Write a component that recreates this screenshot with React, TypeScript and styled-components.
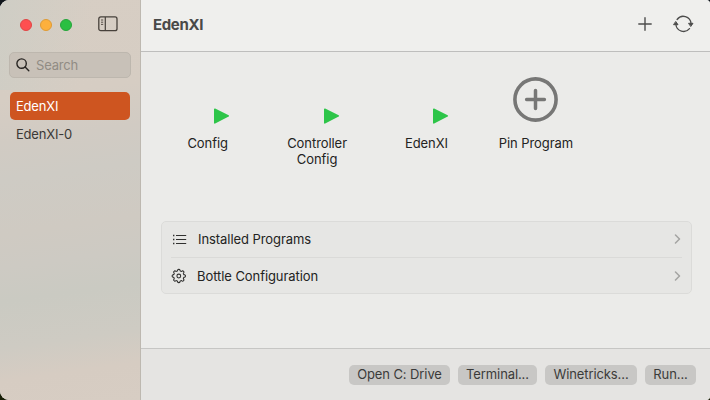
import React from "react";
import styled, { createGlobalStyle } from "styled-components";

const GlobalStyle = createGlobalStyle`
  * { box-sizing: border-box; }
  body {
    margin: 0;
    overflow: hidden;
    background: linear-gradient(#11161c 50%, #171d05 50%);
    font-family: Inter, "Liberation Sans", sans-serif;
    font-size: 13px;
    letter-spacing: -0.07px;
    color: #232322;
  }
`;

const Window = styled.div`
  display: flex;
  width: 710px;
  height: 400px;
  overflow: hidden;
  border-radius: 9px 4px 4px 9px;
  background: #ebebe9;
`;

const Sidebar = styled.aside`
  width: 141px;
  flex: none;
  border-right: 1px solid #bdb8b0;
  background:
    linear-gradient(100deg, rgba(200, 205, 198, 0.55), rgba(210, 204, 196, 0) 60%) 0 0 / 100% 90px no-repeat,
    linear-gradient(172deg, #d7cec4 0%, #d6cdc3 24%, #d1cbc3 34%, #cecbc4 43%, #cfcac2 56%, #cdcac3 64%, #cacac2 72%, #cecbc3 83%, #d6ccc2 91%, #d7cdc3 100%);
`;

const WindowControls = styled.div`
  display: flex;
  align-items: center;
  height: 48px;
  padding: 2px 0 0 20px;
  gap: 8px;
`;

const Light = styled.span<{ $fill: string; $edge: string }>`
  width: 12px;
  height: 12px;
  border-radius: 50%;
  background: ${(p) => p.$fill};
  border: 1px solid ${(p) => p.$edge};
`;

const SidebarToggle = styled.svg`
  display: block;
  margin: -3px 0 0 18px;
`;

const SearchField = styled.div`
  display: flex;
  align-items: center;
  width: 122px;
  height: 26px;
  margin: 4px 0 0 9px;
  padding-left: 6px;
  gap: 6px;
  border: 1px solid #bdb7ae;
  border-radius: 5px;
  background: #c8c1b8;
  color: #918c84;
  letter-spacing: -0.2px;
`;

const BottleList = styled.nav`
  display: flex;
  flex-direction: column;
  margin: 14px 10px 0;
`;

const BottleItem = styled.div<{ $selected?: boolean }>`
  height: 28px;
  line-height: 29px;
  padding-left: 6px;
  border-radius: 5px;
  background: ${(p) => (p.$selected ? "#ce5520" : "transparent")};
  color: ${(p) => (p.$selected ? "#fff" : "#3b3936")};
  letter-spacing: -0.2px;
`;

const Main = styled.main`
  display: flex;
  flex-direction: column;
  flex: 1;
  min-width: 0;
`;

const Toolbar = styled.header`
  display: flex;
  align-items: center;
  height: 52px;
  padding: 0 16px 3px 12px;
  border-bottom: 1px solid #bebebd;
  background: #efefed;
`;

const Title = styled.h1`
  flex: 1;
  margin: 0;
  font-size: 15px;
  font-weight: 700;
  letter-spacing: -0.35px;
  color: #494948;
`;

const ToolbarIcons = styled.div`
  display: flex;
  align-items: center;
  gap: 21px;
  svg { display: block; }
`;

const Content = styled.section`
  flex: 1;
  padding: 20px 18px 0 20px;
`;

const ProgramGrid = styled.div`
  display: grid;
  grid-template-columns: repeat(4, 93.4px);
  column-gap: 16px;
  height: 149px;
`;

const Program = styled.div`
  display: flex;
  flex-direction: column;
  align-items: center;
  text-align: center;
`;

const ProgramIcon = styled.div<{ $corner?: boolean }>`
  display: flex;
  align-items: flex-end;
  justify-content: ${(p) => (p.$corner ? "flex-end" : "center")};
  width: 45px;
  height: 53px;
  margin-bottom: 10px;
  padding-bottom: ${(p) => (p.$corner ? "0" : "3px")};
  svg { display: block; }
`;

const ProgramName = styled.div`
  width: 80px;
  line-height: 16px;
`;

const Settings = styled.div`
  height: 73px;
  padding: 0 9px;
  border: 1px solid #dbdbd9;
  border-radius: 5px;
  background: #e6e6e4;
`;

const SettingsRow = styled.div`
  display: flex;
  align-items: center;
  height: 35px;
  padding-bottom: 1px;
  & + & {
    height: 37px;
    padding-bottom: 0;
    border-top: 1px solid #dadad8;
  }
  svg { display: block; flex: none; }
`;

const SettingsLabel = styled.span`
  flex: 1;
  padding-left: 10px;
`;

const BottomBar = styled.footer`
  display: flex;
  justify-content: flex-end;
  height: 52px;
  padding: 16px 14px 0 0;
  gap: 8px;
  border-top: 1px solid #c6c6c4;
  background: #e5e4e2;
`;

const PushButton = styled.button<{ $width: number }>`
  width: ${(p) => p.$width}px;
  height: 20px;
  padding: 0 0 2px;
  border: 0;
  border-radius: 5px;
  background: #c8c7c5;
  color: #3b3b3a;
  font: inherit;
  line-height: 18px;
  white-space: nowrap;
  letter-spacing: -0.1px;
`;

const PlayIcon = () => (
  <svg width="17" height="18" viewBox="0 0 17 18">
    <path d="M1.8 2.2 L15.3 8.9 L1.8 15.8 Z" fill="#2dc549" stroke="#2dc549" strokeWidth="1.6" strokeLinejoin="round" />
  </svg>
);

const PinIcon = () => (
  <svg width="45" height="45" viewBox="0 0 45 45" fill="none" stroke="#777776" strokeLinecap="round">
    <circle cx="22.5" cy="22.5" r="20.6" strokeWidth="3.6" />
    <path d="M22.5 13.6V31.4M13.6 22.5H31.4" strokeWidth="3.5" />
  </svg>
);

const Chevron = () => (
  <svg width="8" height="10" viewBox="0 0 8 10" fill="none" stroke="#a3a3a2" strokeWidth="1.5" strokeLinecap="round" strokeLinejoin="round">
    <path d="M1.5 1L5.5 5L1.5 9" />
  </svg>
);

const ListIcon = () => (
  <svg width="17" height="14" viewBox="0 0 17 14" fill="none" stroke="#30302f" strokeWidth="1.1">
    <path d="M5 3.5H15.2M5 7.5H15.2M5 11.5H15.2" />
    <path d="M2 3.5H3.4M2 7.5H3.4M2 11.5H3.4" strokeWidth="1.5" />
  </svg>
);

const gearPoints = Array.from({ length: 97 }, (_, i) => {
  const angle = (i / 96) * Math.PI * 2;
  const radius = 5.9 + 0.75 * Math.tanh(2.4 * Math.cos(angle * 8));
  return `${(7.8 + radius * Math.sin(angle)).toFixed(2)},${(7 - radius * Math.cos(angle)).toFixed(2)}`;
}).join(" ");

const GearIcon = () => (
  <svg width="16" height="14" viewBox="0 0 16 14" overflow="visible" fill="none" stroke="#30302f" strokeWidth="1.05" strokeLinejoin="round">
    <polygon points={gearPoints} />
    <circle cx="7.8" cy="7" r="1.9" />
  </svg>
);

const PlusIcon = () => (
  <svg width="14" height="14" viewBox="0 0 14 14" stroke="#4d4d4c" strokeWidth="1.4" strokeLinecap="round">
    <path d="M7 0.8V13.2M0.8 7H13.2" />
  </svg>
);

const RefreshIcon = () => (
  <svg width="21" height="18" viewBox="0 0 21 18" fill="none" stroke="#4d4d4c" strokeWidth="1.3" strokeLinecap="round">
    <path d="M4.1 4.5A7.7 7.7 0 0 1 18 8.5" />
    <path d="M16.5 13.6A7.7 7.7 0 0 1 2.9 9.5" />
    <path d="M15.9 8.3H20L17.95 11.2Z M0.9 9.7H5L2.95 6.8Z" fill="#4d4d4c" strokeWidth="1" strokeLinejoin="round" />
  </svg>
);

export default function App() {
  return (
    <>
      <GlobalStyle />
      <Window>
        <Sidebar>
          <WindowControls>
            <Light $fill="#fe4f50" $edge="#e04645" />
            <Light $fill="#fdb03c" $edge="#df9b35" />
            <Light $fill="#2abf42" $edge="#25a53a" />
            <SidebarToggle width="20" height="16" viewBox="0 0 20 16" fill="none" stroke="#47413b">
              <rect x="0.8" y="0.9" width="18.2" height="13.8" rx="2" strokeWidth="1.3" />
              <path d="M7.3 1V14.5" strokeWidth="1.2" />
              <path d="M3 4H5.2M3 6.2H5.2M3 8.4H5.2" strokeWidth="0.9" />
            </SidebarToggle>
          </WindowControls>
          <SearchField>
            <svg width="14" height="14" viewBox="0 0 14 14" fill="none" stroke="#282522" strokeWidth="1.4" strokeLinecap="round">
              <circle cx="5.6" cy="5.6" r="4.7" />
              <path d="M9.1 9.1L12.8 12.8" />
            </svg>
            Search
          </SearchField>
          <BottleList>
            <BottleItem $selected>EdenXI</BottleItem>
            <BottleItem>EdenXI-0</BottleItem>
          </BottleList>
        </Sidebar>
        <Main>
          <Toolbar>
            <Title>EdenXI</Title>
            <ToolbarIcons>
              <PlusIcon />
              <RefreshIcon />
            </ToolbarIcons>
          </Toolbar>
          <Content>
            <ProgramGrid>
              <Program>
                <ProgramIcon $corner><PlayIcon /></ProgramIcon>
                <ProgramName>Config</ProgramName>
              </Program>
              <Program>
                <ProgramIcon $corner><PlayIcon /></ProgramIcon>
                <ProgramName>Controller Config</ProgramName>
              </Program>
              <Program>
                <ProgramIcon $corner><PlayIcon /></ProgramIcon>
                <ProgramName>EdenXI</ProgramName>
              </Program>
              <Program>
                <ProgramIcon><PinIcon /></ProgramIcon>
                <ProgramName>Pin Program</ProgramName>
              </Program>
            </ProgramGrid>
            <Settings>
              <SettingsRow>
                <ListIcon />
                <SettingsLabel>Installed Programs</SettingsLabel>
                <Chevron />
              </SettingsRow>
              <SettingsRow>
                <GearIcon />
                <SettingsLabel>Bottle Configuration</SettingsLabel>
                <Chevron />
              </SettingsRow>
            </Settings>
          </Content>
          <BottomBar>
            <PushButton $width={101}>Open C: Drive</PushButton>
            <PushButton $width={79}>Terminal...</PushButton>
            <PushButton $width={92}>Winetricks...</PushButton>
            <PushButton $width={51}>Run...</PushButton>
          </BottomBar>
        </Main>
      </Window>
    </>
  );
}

....................

GOAL OF THE EXERCISE >>
Pull out every line in the material above where "React" occurs.

RESPONSE >>
Write a component that recreates this screenshot with React, TypeScript and styled-components.
import React from "react";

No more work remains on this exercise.